■ SOURCE EXCERPT:

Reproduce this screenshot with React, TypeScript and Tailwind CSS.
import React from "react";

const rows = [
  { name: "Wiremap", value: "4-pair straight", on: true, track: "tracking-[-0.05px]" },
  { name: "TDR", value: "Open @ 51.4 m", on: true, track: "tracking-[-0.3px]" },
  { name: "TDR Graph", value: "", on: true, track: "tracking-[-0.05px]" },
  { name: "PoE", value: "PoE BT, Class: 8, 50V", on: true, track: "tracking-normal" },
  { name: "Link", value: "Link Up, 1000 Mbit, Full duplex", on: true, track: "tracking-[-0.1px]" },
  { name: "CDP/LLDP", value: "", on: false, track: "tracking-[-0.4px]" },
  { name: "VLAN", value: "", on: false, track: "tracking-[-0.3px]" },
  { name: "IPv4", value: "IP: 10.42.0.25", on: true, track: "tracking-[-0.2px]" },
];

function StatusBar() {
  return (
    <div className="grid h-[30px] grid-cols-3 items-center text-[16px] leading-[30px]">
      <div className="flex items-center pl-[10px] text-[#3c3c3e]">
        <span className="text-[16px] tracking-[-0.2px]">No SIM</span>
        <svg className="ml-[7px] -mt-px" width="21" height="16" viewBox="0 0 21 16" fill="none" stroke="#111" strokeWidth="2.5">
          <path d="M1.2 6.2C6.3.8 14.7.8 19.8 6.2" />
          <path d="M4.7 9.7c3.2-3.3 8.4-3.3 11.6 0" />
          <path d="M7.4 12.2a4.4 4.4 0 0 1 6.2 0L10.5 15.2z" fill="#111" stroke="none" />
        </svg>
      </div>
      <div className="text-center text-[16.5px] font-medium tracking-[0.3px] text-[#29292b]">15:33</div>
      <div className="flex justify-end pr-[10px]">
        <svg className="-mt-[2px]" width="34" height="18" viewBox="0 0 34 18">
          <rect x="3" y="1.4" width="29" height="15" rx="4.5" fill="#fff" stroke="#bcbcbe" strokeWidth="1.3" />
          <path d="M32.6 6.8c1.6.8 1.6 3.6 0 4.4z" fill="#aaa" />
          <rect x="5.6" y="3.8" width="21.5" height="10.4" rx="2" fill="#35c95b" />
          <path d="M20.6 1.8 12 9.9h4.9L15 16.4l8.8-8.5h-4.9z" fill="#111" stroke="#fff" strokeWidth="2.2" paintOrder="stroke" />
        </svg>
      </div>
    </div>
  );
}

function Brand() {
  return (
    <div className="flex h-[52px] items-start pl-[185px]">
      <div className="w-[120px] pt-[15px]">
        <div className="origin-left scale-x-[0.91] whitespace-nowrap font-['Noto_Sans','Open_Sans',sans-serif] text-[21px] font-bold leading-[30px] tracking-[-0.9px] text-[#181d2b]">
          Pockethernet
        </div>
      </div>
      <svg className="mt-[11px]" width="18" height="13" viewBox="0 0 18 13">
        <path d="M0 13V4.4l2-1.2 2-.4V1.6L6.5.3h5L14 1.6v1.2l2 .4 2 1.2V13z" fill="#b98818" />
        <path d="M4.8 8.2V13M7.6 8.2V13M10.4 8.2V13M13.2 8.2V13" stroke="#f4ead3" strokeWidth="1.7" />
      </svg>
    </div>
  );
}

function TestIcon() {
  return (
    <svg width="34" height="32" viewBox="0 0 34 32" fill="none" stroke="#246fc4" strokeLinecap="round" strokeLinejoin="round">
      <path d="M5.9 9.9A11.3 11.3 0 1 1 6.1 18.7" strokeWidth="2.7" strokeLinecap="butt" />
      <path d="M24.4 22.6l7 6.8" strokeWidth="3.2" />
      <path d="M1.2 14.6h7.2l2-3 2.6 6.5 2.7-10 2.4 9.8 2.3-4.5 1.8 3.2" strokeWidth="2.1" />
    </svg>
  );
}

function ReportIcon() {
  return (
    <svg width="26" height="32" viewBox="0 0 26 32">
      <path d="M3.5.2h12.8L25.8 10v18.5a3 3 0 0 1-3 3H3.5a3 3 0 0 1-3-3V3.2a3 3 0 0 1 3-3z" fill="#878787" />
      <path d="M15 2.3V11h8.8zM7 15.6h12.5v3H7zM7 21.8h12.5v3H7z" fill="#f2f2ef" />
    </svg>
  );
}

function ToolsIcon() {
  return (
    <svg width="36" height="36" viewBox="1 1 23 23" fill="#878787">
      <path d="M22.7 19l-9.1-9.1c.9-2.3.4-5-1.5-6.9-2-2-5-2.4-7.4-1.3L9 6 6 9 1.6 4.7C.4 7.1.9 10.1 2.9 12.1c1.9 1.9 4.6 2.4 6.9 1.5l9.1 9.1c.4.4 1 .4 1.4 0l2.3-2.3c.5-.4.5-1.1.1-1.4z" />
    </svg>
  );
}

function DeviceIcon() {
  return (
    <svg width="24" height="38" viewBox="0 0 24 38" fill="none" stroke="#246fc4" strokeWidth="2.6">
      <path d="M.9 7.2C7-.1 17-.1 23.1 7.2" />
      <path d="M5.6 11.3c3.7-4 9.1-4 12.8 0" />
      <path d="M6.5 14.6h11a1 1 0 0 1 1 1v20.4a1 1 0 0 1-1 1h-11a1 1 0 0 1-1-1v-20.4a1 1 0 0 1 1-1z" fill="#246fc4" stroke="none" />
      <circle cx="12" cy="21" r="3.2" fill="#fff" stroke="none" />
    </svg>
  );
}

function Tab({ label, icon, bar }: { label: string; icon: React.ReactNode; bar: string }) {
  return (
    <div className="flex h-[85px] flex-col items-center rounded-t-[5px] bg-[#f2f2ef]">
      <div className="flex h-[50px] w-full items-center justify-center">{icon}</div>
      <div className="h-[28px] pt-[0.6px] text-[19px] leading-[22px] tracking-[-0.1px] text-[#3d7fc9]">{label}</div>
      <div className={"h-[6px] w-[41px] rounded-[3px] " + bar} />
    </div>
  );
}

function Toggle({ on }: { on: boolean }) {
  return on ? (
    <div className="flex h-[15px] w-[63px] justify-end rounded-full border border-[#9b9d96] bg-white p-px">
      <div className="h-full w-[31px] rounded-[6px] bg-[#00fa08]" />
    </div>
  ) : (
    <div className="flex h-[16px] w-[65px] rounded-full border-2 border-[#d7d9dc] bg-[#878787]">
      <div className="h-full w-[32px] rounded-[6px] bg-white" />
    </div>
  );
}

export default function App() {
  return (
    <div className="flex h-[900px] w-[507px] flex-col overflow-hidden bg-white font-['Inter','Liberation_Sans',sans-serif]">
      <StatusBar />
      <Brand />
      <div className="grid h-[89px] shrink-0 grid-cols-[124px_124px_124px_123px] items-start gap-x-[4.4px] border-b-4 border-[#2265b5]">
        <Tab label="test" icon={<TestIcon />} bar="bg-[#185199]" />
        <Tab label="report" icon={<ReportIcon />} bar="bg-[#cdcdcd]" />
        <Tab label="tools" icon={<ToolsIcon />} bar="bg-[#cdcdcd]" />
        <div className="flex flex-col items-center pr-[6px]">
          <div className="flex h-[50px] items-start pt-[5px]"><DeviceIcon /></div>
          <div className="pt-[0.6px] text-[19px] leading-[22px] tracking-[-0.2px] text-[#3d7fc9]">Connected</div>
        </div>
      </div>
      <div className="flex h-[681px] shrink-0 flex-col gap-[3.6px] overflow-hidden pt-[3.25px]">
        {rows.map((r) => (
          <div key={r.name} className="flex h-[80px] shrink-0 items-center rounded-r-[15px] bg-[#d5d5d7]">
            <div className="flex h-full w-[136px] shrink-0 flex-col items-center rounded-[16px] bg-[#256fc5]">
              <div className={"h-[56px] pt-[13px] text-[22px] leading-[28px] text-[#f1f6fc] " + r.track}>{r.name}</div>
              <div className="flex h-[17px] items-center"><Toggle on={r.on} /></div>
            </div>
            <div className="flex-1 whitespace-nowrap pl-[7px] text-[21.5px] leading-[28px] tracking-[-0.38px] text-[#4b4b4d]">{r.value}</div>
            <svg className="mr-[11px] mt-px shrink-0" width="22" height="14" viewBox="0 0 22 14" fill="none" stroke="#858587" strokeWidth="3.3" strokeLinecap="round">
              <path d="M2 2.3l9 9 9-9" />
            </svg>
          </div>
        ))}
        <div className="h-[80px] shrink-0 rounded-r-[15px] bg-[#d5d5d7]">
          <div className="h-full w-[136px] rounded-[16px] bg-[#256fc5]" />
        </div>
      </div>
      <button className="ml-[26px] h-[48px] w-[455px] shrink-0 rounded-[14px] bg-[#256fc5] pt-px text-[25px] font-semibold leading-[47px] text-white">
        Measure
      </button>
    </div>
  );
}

■ THE TASK: Produce the lines from the top of the listing through the "import React from" line exactly as they appear, with no additional output.

■ SOLUTION TO THIS TASK:
Reproduce this screenshot with React, TypeScript and Tailwind CSS.
import React from "react";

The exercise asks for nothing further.